> [PROBLEM DETAILS]: The lines to extract run from the first line of the material below to the line containing "h-screen flex-col overflow-hidden", both included; leave the pictures behind.
• • • •
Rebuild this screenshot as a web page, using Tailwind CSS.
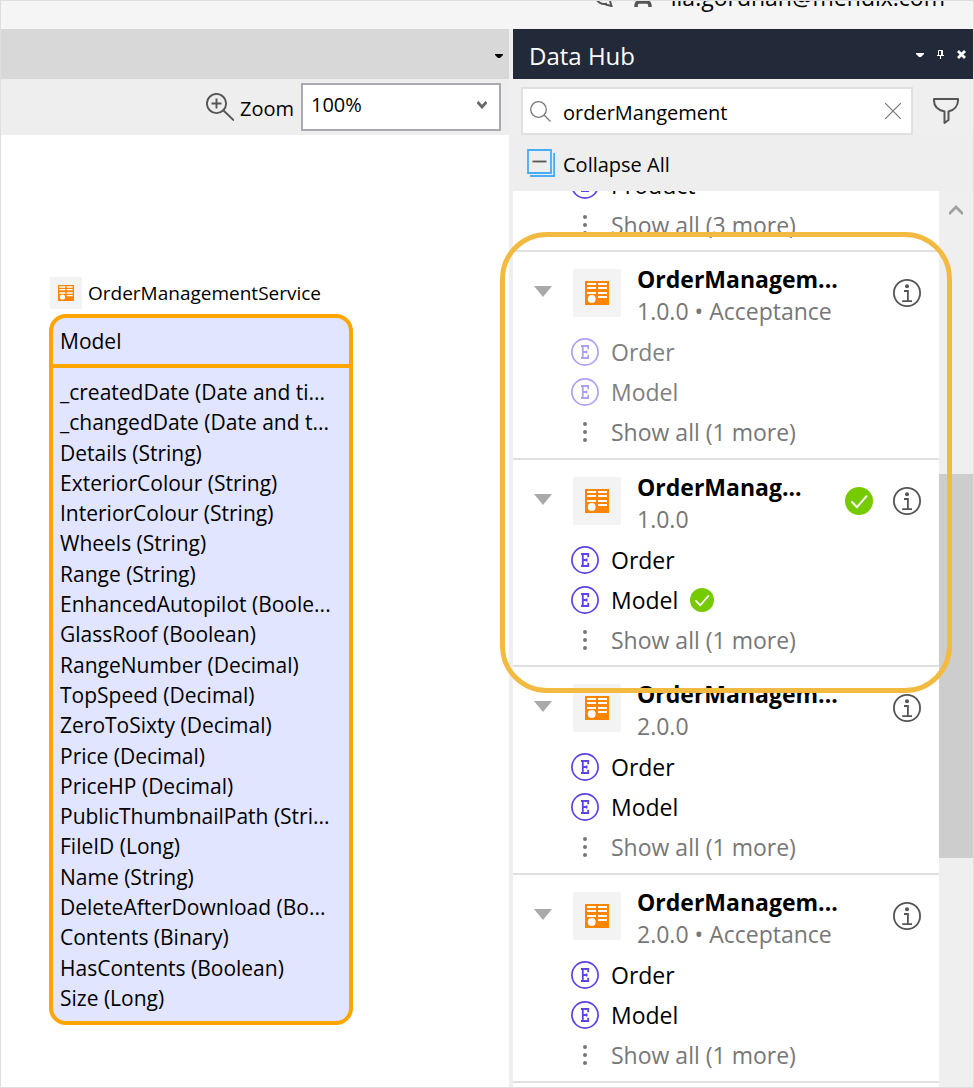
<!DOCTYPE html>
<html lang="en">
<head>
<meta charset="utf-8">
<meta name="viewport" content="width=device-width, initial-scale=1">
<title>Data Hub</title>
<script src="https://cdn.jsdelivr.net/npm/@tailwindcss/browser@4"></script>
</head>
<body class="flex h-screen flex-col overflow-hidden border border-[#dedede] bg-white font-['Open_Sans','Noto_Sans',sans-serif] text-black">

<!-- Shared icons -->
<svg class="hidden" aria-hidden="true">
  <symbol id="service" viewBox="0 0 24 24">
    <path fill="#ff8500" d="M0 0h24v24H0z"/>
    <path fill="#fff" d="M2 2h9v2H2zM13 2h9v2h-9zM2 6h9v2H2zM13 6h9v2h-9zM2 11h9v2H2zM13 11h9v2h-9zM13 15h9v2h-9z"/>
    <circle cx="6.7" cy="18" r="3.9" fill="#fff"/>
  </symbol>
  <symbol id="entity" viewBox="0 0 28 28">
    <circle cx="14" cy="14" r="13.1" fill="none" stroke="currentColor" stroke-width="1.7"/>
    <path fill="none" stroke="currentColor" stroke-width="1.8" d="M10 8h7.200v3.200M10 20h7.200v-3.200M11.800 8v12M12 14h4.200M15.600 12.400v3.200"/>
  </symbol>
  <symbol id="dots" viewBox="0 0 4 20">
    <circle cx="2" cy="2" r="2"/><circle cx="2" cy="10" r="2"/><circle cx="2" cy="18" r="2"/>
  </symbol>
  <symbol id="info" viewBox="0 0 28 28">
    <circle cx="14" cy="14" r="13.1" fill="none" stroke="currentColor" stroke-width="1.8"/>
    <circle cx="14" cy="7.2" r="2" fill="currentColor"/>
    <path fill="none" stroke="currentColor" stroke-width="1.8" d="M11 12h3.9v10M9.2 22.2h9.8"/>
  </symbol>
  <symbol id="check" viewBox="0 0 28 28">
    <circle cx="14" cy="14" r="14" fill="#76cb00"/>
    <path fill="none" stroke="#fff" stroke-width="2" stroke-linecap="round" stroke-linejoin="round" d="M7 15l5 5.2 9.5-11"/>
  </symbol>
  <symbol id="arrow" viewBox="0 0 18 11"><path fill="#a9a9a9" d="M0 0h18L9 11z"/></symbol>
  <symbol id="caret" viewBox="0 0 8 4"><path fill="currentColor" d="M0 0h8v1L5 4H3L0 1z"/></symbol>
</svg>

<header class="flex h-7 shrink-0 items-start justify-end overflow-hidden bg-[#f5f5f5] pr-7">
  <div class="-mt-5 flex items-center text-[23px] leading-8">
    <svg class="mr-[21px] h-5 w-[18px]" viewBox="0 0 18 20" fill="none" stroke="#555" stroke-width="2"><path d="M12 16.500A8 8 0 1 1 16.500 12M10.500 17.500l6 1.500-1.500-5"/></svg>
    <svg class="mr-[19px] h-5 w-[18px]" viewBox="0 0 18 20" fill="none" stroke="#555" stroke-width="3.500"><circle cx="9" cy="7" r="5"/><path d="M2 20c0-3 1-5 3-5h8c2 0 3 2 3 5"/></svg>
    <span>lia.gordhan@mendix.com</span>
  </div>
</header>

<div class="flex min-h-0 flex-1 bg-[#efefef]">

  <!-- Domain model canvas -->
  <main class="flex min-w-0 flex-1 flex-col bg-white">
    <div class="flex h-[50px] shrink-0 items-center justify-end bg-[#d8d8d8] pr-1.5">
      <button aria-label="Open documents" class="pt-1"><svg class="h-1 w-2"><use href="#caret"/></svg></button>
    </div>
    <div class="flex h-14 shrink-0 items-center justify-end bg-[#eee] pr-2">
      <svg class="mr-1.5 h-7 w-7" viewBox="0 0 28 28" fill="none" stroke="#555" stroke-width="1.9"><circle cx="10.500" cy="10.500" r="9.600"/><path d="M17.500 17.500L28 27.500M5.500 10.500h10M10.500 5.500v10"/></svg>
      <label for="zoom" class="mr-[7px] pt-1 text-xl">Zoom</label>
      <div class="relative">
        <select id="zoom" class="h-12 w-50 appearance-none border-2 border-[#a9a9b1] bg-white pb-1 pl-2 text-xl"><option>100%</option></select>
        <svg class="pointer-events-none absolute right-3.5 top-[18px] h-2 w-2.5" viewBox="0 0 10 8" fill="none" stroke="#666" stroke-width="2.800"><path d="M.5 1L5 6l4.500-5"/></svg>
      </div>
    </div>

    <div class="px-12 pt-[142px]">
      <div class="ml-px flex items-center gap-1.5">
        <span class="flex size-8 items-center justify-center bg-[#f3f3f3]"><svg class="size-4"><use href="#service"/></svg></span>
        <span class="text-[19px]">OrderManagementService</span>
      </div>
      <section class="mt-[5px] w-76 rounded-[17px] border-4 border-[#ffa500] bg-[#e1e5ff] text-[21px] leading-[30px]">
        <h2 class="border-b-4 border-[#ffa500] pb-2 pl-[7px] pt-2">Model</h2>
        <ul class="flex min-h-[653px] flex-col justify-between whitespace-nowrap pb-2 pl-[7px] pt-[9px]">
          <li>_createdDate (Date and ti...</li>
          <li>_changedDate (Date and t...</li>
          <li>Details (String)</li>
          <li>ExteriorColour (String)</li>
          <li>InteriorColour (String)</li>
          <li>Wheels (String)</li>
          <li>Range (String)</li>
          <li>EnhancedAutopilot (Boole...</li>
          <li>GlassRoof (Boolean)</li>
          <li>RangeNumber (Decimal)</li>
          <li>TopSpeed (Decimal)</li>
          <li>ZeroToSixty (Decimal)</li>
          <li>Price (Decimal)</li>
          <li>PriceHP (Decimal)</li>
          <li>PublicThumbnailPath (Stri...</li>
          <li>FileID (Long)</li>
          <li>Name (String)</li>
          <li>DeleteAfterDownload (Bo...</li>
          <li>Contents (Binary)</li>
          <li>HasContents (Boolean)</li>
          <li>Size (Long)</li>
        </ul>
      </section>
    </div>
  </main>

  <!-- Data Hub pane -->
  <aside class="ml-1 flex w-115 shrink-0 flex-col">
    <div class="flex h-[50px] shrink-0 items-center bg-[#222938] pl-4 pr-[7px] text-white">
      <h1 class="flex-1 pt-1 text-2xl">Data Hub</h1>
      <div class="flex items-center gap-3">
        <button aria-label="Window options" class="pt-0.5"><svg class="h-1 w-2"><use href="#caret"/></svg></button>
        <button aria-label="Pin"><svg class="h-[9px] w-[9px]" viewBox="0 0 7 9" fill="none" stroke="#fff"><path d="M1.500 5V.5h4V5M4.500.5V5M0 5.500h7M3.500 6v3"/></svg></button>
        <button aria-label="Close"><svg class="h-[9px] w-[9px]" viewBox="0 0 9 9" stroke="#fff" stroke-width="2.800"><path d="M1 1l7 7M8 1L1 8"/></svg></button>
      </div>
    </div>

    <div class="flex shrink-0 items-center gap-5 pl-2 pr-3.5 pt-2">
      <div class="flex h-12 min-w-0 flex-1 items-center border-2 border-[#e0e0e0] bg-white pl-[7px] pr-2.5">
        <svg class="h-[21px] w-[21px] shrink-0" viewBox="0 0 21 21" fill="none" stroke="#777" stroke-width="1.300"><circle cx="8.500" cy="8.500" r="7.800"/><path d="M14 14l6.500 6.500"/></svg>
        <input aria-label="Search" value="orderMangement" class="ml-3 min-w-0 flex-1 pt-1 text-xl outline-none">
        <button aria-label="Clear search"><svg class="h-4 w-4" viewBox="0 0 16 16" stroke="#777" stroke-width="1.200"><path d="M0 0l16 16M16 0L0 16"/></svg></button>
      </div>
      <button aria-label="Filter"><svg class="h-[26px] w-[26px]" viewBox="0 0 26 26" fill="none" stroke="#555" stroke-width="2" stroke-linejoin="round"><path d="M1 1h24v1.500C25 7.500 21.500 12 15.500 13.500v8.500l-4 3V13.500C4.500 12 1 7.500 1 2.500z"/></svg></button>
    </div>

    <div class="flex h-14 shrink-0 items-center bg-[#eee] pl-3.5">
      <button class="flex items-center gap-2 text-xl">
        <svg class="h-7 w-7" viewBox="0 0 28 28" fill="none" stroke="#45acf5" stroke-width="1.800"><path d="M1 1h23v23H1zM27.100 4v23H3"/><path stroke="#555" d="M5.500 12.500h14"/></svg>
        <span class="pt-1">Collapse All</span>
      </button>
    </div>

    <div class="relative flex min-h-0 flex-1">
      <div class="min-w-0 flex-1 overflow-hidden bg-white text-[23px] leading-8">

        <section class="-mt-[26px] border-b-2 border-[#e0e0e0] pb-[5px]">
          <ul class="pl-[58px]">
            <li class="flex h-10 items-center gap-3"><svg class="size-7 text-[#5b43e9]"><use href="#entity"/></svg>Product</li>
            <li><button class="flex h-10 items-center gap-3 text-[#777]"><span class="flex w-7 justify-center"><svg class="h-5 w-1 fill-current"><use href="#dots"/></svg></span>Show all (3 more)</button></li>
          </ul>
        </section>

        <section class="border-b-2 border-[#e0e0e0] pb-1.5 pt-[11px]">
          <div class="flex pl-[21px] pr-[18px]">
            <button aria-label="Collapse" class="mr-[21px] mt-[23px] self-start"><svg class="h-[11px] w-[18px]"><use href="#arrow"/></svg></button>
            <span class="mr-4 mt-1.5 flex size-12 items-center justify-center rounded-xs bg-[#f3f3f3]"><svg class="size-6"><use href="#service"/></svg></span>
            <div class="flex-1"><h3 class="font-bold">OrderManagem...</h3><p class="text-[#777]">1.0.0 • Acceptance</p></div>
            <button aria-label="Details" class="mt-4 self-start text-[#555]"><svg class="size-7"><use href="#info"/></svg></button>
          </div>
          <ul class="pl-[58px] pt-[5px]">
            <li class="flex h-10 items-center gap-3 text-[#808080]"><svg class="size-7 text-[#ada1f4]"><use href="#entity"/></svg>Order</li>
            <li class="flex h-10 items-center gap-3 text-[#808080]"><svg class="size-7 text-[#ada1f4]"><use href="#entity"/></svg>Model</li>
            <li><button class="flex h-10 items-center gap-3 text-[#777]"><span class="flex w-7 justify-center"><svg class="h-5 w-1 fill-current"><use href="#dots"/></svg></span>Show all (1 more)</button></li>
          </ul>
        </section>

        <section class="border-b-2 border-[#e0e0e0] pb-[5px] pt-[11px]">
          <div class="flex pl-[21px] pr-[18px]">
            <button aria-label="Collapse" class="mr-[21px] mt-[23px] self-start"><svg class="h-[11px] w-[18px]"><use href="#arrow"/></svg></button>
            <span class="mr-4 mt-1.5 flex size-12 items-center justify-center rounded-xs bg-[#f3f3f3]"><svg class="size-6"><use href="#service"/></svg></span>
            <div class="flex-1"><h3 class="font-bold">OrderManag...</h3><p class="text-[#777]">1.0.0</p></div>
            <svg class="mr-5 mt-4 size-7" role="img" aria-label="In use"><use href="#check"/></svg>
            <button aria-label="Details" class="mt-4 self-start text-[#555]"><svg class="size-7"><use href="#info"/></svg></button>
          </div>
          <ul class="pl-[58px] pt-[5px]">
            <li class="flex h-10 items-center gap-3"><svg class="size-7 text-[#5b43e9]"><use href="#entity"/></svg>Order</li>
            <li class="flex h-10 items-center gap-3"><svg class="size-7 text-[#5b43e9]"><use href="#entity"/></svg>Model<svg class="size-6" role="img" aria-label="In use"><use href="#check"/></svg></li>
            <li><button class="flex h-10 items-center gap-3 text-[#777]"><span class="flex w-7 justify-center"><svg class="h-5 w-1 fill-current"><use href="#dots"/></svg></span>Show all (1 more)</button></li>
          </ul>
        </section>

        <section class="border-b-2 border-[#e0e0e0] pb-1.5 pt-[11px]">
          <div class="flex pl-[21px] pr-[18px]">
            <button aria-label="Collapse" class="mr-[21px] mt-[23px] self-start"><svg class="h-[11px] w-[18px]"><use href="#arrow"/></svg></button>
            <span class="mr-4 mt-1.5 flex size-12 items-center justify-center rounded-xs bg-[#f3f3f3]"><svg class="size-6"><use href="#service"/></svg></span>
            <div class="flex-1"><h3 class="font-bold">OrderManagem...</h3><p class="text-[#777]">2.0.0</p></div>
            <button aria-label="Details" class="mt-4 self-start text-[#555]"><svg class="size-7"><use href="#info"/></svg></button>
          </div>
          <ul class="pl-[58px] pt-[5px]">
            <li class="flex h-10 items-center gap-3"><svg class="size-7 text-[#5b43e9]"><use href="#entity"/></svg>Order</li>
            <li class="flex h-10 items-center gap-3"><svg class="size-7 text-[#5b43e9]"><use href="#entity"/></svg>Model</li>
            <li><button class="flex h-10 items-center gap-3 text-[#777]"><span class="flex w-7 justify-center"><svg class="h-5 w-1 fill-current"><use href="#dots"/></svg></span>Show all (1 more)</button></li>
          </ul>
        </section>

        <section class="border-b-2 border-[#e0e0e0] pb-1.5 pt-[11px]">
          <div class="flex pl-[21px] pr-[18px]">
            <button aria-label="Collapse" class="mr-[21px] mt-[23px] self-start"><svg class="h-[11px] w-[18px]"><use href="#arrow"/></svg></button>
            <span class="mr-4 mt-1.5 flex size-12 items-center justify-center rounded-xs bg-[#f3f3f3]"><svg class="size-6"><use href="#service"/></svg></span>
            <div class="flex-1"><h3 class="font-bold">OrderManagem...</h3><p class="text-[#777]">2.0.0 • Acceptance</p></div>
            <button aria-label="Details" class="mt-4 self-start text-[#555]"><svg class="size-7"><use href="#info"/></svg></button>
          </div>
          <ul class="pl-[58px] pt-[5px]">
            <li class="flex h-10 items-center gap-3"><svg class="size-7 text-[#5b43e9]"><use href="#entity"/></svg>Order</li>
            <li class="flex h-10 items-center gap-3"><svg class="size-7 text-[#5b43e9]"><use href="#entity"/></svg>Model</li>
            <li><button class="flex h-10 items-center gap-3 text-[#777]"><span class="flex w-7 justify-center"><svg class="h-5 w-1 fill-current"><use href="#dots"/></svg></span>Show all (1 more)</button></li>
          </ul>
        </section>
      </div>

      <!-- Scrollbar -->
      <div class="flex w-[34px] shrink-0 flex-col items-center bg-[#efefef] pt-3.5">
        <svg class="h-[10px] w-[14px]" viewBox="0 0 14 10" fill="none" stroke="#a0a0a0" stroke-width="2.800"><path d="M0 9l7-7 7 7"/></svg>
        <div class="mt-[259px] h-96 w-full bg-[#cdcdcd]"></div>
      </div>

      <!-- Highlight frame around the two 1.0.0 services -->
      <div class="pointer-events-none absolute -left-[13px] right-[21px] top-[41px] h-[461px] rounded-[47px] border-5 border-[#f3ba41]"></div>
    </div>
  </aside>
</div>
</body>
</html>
• • • •
> [ANSWER]:
Rebuild this screenshot as a web page, using Tailwind CSS.
<!DOCTYPE html>
<html lang="en">
<head>
<meta charset="utf-8">
<meta name="viewport" content="width=device-width, initial-scale=1">
<title>Data Hub</title>
<script src="https://cdn.jsdelivr.net/npm/@tailwindcss/browser@4"></script>
</head>
<body class="flex h-screen flex-col overflow-hidden border border-[#dedede] bg-white font-['Open_Sans','Noto_Sans',sans-serif] text-black">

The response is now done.